FrontPageAfrica and other media entities did multiple stories regarding Mr. Momoh when President Weah appointed him as head of the LWSC.
Momoh previously served as procurement officer at the LWSC from 2014-2015 for the African Development Bank sponsored rehabilitation of the White Plains Water Treatment Plant and was forced to step down after he had been hinted of his dismissal which followed an investigation into his involvement with tampering with the bidding process for the contract.
An investigation found him liable of the tampering with the bid process and failing to disclose his relation with one of the companies/individuals participating in the bid.
Quite recent is Jefferson Chesson, an assistant minister at the Ministry of Public Works, who is reportedly undergoing investigation with the Liberia Anti-Corruption Commission (LACC). Chesson was allegedly involved in the doctoring of duty-free documents to import two 40-foot containers in the name of the Ministry of Public Works, while the owner of the containers, CAMUSAT, had paid over US$50,000 for the clearing of the containers.
Pundits say President Weah may just not be able to crack the whip on corruption as he also finds himself embroiled in breaching the National Code of Conduct, evident by his acceptance of private jet from a Burkinabe friend who was eyeing a road construction contract in Liberia.
A Hint to Build the Economy
Contrary to President Weah’s strategy of attaining loans from whosesoever for the construction of roads throughout the country to open the economy, Amb. Elder admonished Liberia to turn to reforming laws and reviewing concession agreements to ensure that they adequately provide a win-win situation that foster development and keep these companies and investments viable to enable them hold up the economy.

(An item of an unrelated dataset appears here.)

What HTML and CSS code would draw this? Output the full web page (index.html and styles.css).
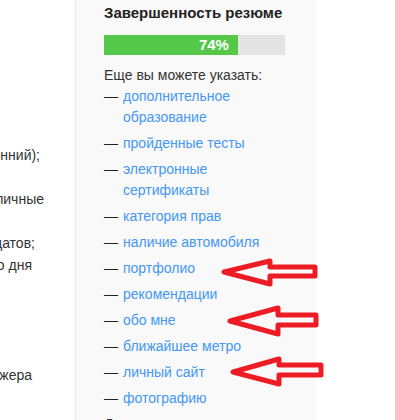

Ambassador Elder said, “Successful economies in Africa have mastered a balancing act that creates a combination of laws and incentives that deepen the relationship with companies that are cornerstones of their economies and attracts new business while providing governments much needed revenues and creating domestic jobs – especially for youth. Liberia will attract investment and jobs by opening its economy, not by narrowing it.”